* **REQUIREMENTS**: Return the whole listing, keeping every character the same.

[Begin]

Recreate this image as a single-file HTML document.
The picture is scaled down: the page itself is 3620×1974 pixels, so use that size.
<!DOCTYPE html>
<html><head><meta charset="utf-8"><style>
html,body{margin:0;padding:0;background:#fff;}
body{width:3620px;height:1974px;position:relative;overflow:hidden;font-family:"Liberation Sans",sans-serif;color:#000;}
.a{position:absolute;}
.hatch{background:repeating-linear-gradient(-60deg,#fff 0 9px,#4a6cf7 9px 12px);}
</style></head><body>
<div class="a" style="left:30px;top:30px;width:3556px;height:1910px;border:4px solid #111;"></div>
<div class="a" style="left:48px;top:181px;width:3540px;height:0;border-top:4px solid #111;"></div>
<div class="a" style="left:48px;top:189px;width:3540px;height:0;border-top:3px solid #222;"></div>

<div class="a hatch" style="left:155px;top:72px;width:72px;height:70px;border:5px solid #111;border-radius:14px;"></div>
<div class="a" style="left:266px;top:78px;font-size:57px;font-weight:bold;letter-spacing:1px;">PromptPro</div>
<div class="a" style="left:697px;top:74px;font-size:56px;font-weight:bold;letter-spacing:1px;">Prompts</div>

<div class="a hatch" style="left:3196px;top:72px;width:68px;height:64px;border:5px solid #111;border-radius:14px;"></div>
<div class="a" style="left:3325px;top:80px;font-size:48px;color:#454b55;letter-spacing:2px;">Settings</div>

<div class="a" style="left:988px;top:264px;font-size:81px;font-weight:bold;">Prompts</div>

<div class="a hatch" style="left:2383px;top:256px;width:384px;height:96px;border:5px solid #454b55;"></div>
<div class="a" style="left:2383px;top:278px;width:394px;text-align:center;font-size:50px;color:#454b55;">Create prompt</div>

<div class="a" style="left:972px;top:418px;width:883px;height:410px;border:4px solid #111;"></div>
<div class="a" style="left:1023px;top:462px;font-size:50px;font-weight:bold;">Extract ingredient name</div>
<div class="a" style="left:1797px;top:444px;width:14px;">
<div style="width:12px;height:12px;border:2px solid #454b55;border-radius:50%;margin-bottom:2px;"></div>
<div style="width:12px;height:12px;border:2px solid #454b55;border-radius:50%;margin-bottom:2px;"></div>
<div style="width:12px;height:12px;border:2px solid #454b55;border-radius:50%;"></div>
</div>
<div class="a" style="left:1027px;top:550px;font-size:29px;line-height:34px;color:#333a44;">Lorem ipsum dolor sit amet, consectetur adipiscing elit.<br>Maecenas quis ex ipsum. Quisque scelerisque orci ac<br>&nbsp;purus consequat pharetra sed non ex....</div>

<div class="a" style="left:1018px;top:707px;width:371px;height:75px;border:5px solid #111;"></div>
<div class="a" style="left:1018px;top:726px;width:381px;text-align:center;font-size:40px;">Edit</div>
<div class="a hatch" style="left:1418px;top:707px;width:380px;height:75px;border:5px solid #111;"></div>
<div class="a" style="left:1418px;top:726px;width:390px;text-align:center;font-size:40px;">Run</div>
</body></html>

[End]

* **RESPONSE TO THE EXERCISE**:
Recreate this image as a single-file HTML document.
The picture is scaled down: the page itself is 3620×1974 pixels, so use that size.
<!DOCTYPE html>
<html><head><meta charset="utf-8"><style>
html,body{margin:0;padding:0;background:#fff;}
body{width:3620px;height:1974px;position:relative;overflow:hidden;font-family:"Liberation Sans",sans-serif;color:#000;}
.a{position:absolute;}
.hatch{background:repeating-linear-gradient(-60deg,#fff 0 9px,#4a6cf7 9px 12px);}
</style></head><body>
<div class="a" style="left:30px;top:30px;width:3556px;height:1910px;border:4px solid #111;"></div>
<div class="a" style="left:48px;top:181px;width:3540px;height:0;border-top:4px solid #111;"></div>
<div class="a" style="left:48px;top:189px;width:3540px;height:0;border-top:3px solid #222;"></div>

<div class="a hatch" style="left:155px;top:72px;width:72px;height:70px;border:5px solid #111;border-radius:14px;"></div>
<div class="a" style="left:266px;top:78px;font-size:57px;font-weight:bold;letter-spacing:1px;">PromptPro</div>
<div class="a" style="left:697px;top:74px;font-size:56px;font-weight:bold;letter-spacing:1px;">Prompts</div>

<div class="a hatch" style="left:3196px;top:72px;width:68px;height:64px;border:5px solid #111;border-radius:14px;"></div>
<div class="a" style="left:3325px;top:80px;font-size:48px;color:#454b55;letter-spacing:2px;">Settings</div>

<div class="a" style="left:988px;top:264px;font-size:81px;font-weight:bold;">Prompts</div>

<div class="a hatch" style="left:2383px;top:256px;width:384px;height:96px;border:5px solid #454b55;"></div>
<div class="a" style="left:2383px;top:278px;width:394px;text-align:center;font-size:50px;color:#454b55;">Create prompt</div>

<div class="a" style="left:972px;top:418px;width:883px;height:410px;border:4px solid #111;"></div>
<div class="a" style="left:1023px;top:462px;font-size:50px;font-weight:bold;">Extract ingredient name</div>
<div class="a" style="left:1797px;top:444px;width:14px;">
<div style="width:12px;height:12px;border:2px solid #454b55;border-radius:50%;margin-bottom:2px;"></div>
<div style="width:12px;height:12px;border:2px solid #454b55;border-radius:50%;margin-bottom:2px;"></div>
<div style="width:12px;height:12px;border:2px solid #454b55;border-radius:50%;"></div>
</div>
<div class="a" style="left:1027px;top:550px;font-size:29px;line-height:34px;color:#333a44;">Lorem ipsum dolor sit amet, consectetur adipiscing elit.<br>Maecenas quis ex ipsum. Quisque scelerisque orci ac<br>&nbsp;purus consequat pharetra sed non ex....</div>

<div class="a" style="left:1018px;top:707px;width:371px;height:75px;border:5px solid #111;"></div>
<div class="a" style="left:1018px;top:726px;width:381px;text-align:center;font-size:40px;">Edit</div>
<div class="a hatch" style="left:1418px;top:707px;width:380px;height:75px;border:5px solid #111;"></div>
<div class="a" style="left:1418px;top:726px;width:390px;text-align:center;font-size:40px;">Run</div>
</body></html>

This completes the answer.